RECP IV and Capital One are successor entities to those who contracted for the sale of 29 acres in an office park in Tysons Corner. The contract allocated a certain number of units called FAR (the formal name is floor area ratio) to the buyer, Capital One’s predecessor. The parties also set out their respective rights in the event the county allowed greater density n the future: Capital One would get the first 200,000 square feet, and the parties would divide anything over that.

Then the county did a remarkable thing, in conjunction with the opening of new Metro stations in Tysons: It lifted the cap on FAR for all properties within 1,600 feet of the stations.

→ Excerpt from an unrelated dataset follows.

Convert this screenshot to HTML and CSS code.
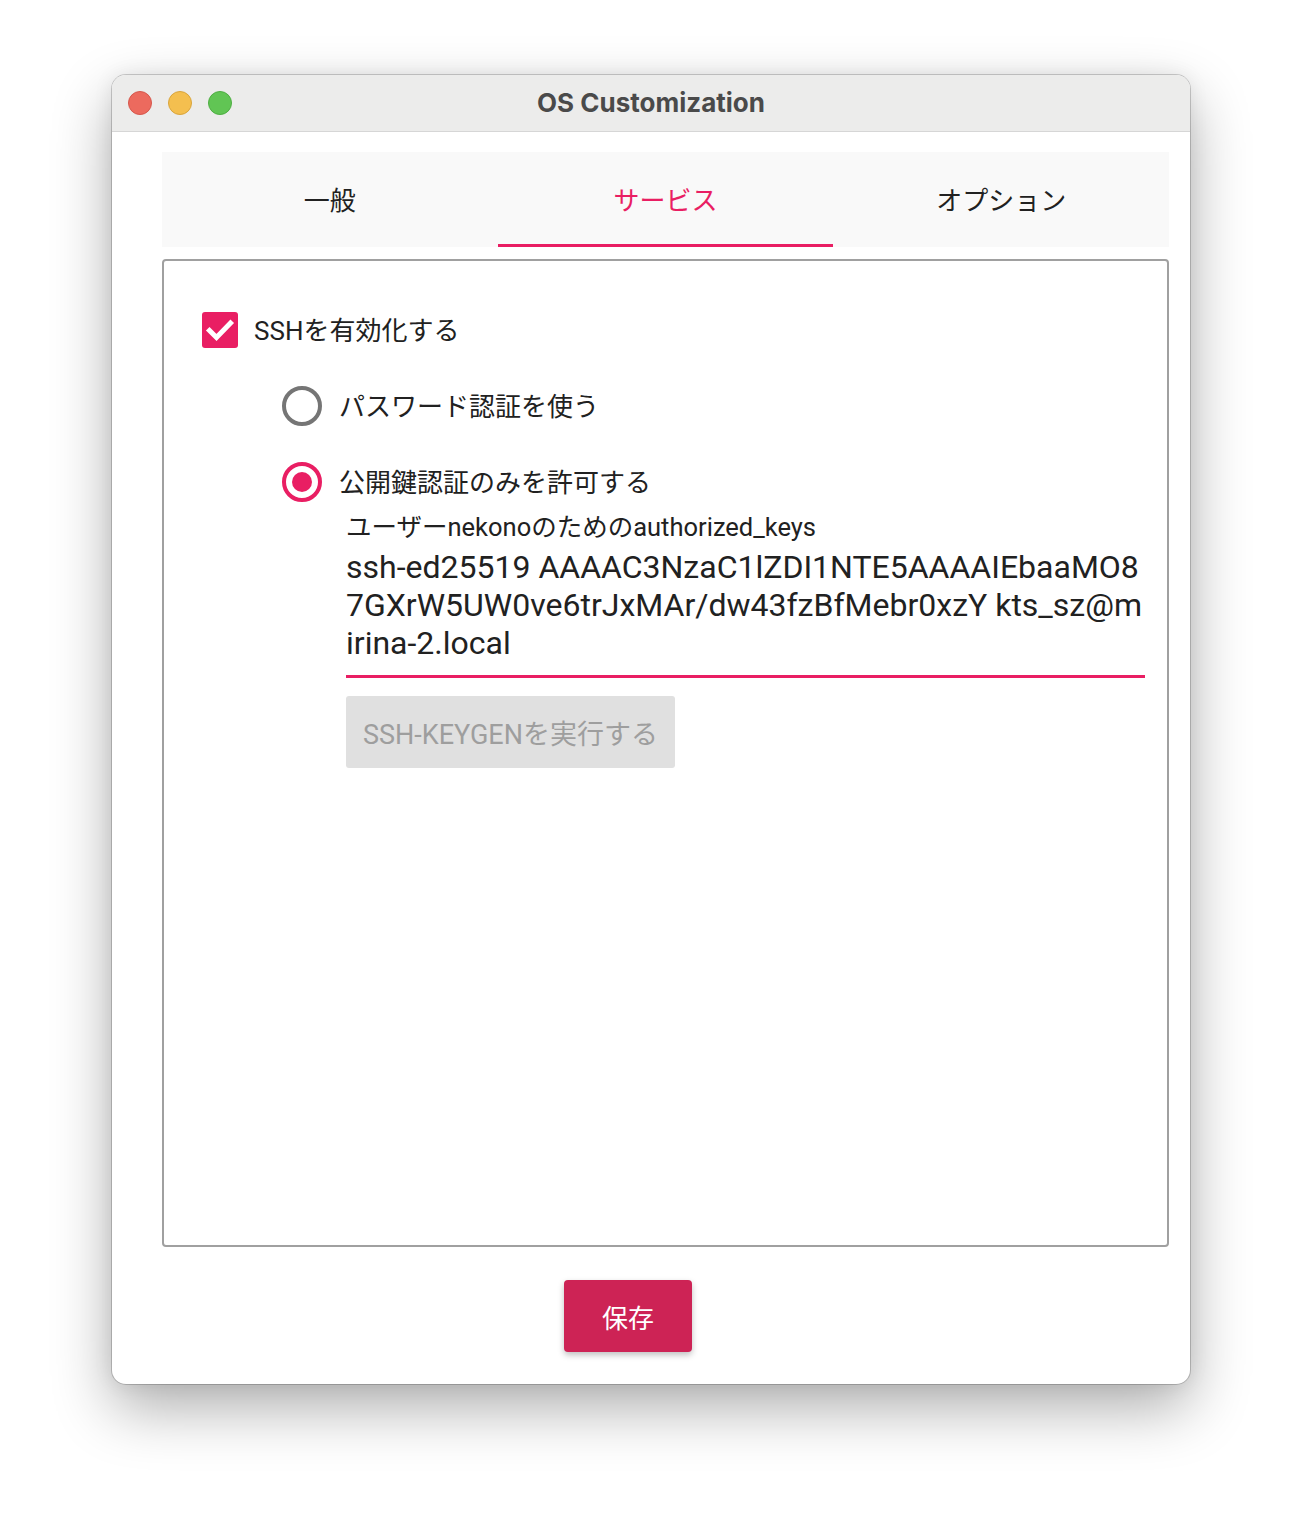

That radius included both Capital One’s property and that retained by RECP IV and its affiliates.

Capital One speedily took advantage of the new rule, applying for and receiving approval for another 3.8 million square feet of FAR. (The building is Capital One’s headquarters.) At that point RECP IV sued, seeking declaratory relief, an injunction, and damages.

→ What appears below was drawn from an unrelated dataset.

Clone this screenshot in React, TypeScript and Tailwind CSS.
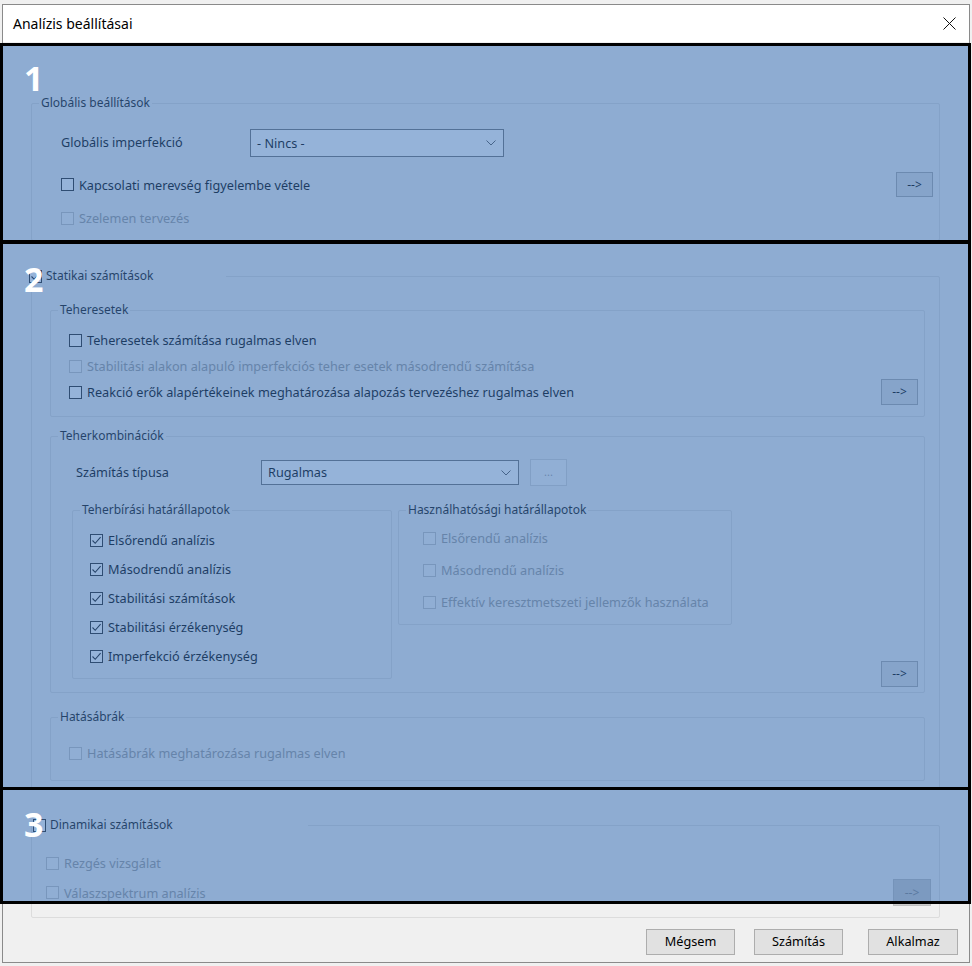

I’m going to cut to the chase here, since the facts are much more complex than the skeletal outline I’ve given you, and the rulings depend heavily on those facts. I’ll mention instead the eventual ruling and a couple of key points of wider application:

  • The trial court ruled in favor of Capital One, finding that it was impossible to allocate excess FARs on a formula, because the numerator of the division is now infinity.
  • The Supreme Court affirms unanimously, largely on the same ground. The court holds that this is not a case for declaratory relief, since any claims that RECP IV owned had matured by the time it filed suit. It agrees that the county’s action in granting unlimited density to all affected properties renders performance of the future allocation impossible. (In essence: Both parties now have unlimited rights! What’s not to celebrate?)
  • Finally, the court affirms an award of $1.9 million in attorney’s fees, since Capital One prevailed on all three counts of the complaint, and now wins again on appeal. That ruling, in turn, will likely trigger an eventual fight over appellate attorney’s fees.